Revenue per customer (RPC): Regulators determine the revenue requirement on a per-customer basis (usually by customer class), and the total system revenue requirement is determined by multiplying the number of customers in each class by the revenue requirement for each customer in that class.
Annual review (or attrition): Periodic reviews are used to adjust base rates for known and measurable changes in rate base and operating expense. More controversial larger changes such as major plant additions are left for a full rate case.
K Factor: An adjustment used to increase or decrease overall growth in revenues between rate cases, if a key assumption (such as increased efficiency or growth in rooftop solar) is likely to vary significantly during the decoupling period.
Hybrid: Basically a combination of regulatory mechanisms; for example, RPC and K Factor.
After making this determination, regulators must also consider how frequently the revenue requirement of a utility should be reviewed and how utility risk should be factored into the mechanism.

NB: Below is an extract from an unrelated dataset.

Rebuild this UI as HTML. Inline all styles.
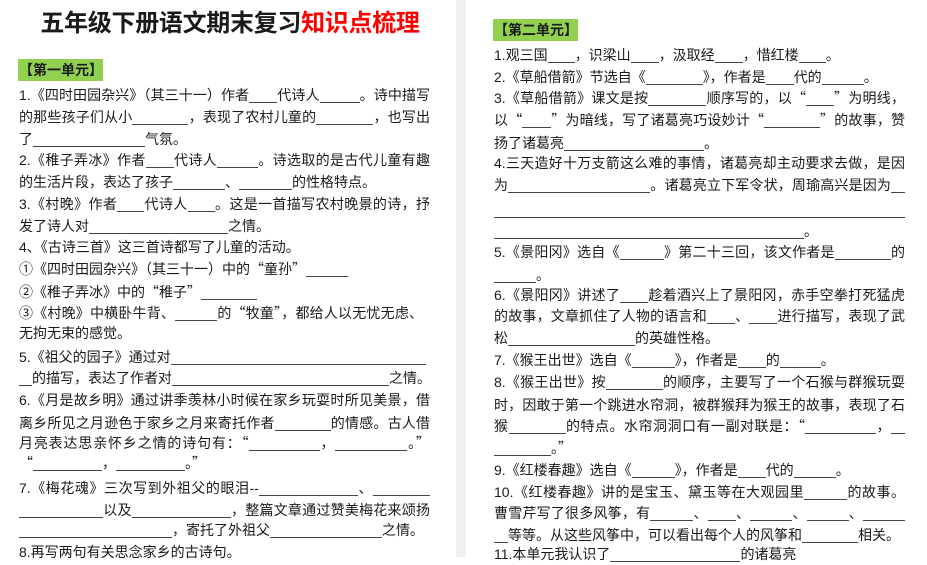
<!DOCTYPE html>
<html><head><meta charset="utf-8"><style>
*{margin:0;padding:0;box-sizing:border-box}
body{width:927px;height:557px;overflow:hidden;background:#fff;position:relative;font-family:"Liberation Sans","Noto Sans CJK SC",sans-serif;font-size:14px;color:#1a1a1a}
.gap{position:absolute;left:456px;top:0;width:10px;height:557px;background:#eef0f3}
.l{position:absolute;height:22px;line-height:22px;white-space:nowrap;width:411px}
.L{left:19px}.R{left:494px}
.j{text-align:justify;text-align-last:justify}
.b{display:inline-block;border-bottom:1px solid #444;height:15px;vertical-align:-3px}
.q{font-family:"Noto Sans CJK SC",sans-serif;font-style:normal}
.h{position:absolute;background:#92d050;font-weight:bold;height:22px;line-height:22px;width:85px;padding-left:1px;font-size:14px}
.t{position:absolute;left:0;width:460px;top:9px;text-align:center;font-size:24px;font-weight:bold;line-height:30px;font-family:"Liberation Sans","Noto Sans CJK SC",sans-serif;letter-spacing:-0.3px}
</style></head><body>
<div class="gap"></div>
<div class="t">五年级下册语文期末复习<span style="color:#f00">知识点梳理</span></div>
<div class="h" style="left:18px;top:59px">【第一单元】</div>
<div class="l L j" style="top:84px">1.《四时田园杂兴》（其三十一）作者<span class="b" style="width:28px"></span>代诗人<span class="b" style="width:40px"></span>。诗中描写</div>
<div class="l L j" style="top:106px">的那些孩子们从小<span class="b" style="width:56px"></span>，表现了农村儿童的<span class="b" style="width:57px"></span>，也写出</div>
<div class="l L" style="top:128px">了<span class="b" style="width:112px"></span>气氛。</div>
<div class="l L j" style="top:149px">2.《稚子弄冰》作者<span class="b" style="width:28px"></span>代诗人<span class="b" style="width:41px"></span>。诗选取的是古代儿童有趣</div>
<div class="l L" style="top:171px">的生活片段，表达了孩子<span class="b" style="width:52px"></span>、<span class="b" style="width:53px"></span>的性格特点。</div>
<div class="l L j" style="top:193px">3.《村晚》作者<span class="b" style="width:27px"></span>代诗人<span class="b" style="width:27px"></span>。这是一首描写农村晚景的诗，抒</div>
<div class="l L" style="top:215px">发了诗人对<span class="b" style="width:139px"></span>之情。</div>
<div class="l L" style="top:236px">4、《古诗三首》这三首诗都写了儿童的活动。</div>
<div class="l L" style="top:258px">①《四时田园杂兴》（其三十一）中的<i class="q">“</i>童孙<i class="q">”</i><span class="b" style="width:42px"></span></div>
<div class="l L" style="top:281px">②《稚子弄冰》中的<i class="q">“</i>稚子<i class="q">”</i><span class="b" style="width:56px"></span></div>
<div class="l L j" style="top:302px;width:404px">③《村晚》中横卧牛背、<span class="b" style="width:42px"></span>的<i class="q">“</i>牧童<i class="q">”</i>，都给人以无忧无虑、</div>
<div class="l L" style="top:322px">无拘无束的感觉。</div>
<div class="l L" style="top:346px">5.《祖父的园子》通过对<span class="b" style="width:255px"></span></div>
<div class="l L" style="top:367px"><span class="b" style="width:13px"></span>的描写，表达了作者对<span class="b" style="width:217px"></span>之情。</div>
<div class="l L j" style="top:389px">6.《月是故乡明》通过讲季羡林小时候在家乡玩耍时所见美景，借</div>
<div class="l L j" style="top:412px">离乡所见之月逊色于家乡之月来寄托作者<span class="b" style="width:56px"></span>的情感。古人借</div>
<div class="l L j" style="top:432px">月亮表达思亲怀乡之情的诗句有：<i class="q">“</i><span class="b" style="width:71px"></span>，<span class="b" style="width:72px"></span>。<i class="q">”</i></div>
<div class="l L" style="top:452px"><i class="q">“</i><span class="b" style="width:69px"></span>，<span class="b" style="width:69px"></span>。<i class="q">”</i></div>
<div class="l L j" style="top:477px">7.《梅花魂》三次写到外祖父的眼泪--<span class="b" style="width:99px"></span>、<span class="b" style="width:57px"></span></div>
<div class="l L j" style="top:499px"><span class="b" style="width:84px"></span>以及<span class="b" style="width:99px"></span>，整篇文章通过赞美梅花来颂扬</div>
<div class="l L" style="top:519px"><span class="b" style="width:153px"></span>，寄托了外祖父<span class="b" style="width:112px"></span>之情。</div>
<div class="l L" style="top:541px">8.再写两句有关思念家乡的古诗句。</div>

<div class="h" style="left:493px;top:19px">【第二单元】</div>
<div class="l R" style="top:44px">1.观三国<span class="b" style="width:27px"></span>，识梁山<span class="b" style="width:28px"></span>，汲取经<span class="b" style="width:28px"></span>，惜红楼<span class="b" style="width:27px"></span>。</div>
<div class="l R" style="top:66px">2.《草船借箭》节选自《<span class="b" style="width:57px"></span>》，作者是<span class="b" style="width:28px"></span>代的<span class="b" style="width:42px"></span>。</div>
<div class="l R j" style="top:87px">3.《草船借箭》课文是按<span class="b" style="width:58px"></span>顺序写的，以<i class="q">“</i><span class="b" style="width:28px"></span><i class="q">”</i>为明线，</div>
<div class="l R j" style="top:109px">以<i class="q">“</i><span class="b" style="width:29px"></span><i class="q">”</i>为暗线，写了诸葛亮巧设妙计<i class="q">“</i><span class="b" style="width:56px"></span><i class="q">”</i>的故事，赞</div>
<div class="l R" style="top:132px">扬了诸葛亮<span class="b" style="width:140px"></span>。</div>
<div class="l R j" style="top:152px">4.三天造好十万支箭这么难的事情，诸葛亮却主动要求去做，是因</div>
<div class="l R j" style="top:174px">为<span class="b" style="width:142px"></span>。诸葛亮立下军令状，周瑜高兴是因为<span class="b" style="width:14px"></span></div>
<div class="l R" style="top:199px"><span class="b" style="width:411px"></span></div>
<div class="l R" style="top:220px"><span class="b" style="width:310px"></span>。</div>
<div class="l R j" style="top:241px">5.《景阳冈》选自《<span class="b" style="width:44px"></span>》第二十三回，该文作者是<span class="b" style="width:56px"></span>的</div>
<div class="l R" style="top:264px"><span class="b" style="width:42px"></span>。</div>
<div class="l R j" style="top:284px">6.《景阳冈》讲述了<span class="b" style="width:28px"></span>趁着酒兴上了景阳冈，赤手空拳打死猛虎</div>
<div class="l R j" style="top:305px">的故事，文章抓住了人物的语言和<span class="b" style="width:28px"></span>、<span class="b" style="width:28px"></span>进行描写，表现了武</div>
<div class="l R" style="top:327px">松<span class="b" style="width:127px"></span>的英雄性格。</div>
<div class="l R" style="top:349px">7.《猴王出世》选自《<span class="b" style="width:43px"></span>》，作者是<span class="b" style="width:28px"></span>的<span class="b" style="width:41px"></span>。</div>
<div class="l R j" style="top:371px">8.《猴王出世》按<span class="b" style="width:57px"></span>的顺序，主要写了一个石猴与群猴玩耍</div>
<div class="l R j" style="top:394px">时，因敢于第一个跳进水帘洞，被群猴拜为猴王的故事，表现了石</div>
<div class="l R j" style="top:415px">猴<span class="b" style="width:57px"></span>的特点。水帘洞洞口有一副对联是：<i class="q">“</i><span class="b" style="width:71px"></span>，<span class="b" style="width:14px"></span></div>
<div class="l R" style="top:437px"><span class="b" style="width:57px"></span>。<i class="q">”</i></div>
<div class="l R" style="top:459px">9.《红楼春趣》选自《<span class="b" style="width:43px"></span>》，作者是<span class="b" style="width:28px"></span>代的<span class="b" style="width:42px"></span>。</div>
<div class="l R j" style="top:481px">10.《红楼春趣》讲的是宝玉、黛玉等在大观园里<span class="b" style="width:43px"></span>的故事。</div>
<div class="l R j" style="top:502px">曹雪芹写了很多风筝，有<span class="b" style="width:43px"></span>、<span class="b" style="width:28px"></span>、<span class="b" style="width:42px"></span>、<span class="b" style="width:42px"></span>、<span class="b" style="width:42px"></span></div>
<div class="l R" style="top:524px"><span class="b" style="width:14px"></span>等等。从这些风筝中，可以看出每个人的风筝和<span class="b" style="width:56px"></span>相关。</div>
<div class="l R" style="top:543px">11.本单元我认识了<span class="b" style="width:130px"></span>的诸葛亮</div>
</body></html>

- Decoupling adjustments: Select how to handle refunds or surcharges. Decoupling is designed to assure that actual revenues match authorized revenues during the life of the mechanism. Typically, however, these do not line up exactly. Decoupling adjustments serve to either refund revenue surplus or recover revenue deficits. One of the key objectives of decoupling in the eyes of consumer representatives is a mechanism whose adjustments are symmetrical—over-collections are treated in the equivalent, but opposite, manner as under–collections. A further series of regulatory decisions must be undertaken to ensure this:
Allocating over- and under-recoveries to customers, either by a uniform surcharge or credit per kilowatt-hour to all decoupled classes, a uniform percentage surcharge or credit to all rate elements, or “class-by-class” decoupling, in which allowed revenue is computed separately for each class and used to produce a uniform adjustment (either by kWh or percentage) for all customers in that class.
Adjustment to base rates or through a purpose-built rider, which normally can be done at regulators’ discretion, particularly if there is no mandate for frequent rate cases.
Frequency of true-ups, either monthly, quarterly, or annually.
Caps on the size of decoupling adjustments.
Carrying charges, to be considered if true-up of charges occurs over an interval, such as a year, so that a portion of the accumulated true-up amount remains unrecovered between reconciliation, or if there is a cap on the size of the reconciliation adjustment permitted in any given adjustment period and the unrecovered portion of the adjustment is carried over for the subsequent time period.
Additional considerations for regulators include performance evaluations for utilities (though the question of performance metrics is distinct from the consideration of decoupling), rate design questions (i.e., how to fairly compensate distributed energy resource owners), and bill simplification.
This paper creates a decision matrix and from there draws three scenarios for regulators to consider. The first applies to a distribution-only utility or a vertically integrated electric utility that has adopted decoupling for distribution services only. The second is similar but also includes industrial customers, and the third applies to both distribution and generation functions.
The paper points to certain pathways that RAP recommends over others. They include:
- Symmetry in over- and under-recoveries;
- Exclusion of costs recovered through separate tariff riders, to avoid over-collection of costs;
- Reduction in equity ratio, rather than an adjustment of the return on equity, to reflect lower risk; and
- Performance requirements to foster energy efficiency, the development of distributed resources, and quality service levels.
Ultimately, a good decoupling mechanism may best be driven by a consensus among the stakeholders, reached via a collaborative process in which the mechanism chosen and the decisions made balance the interests of all parties.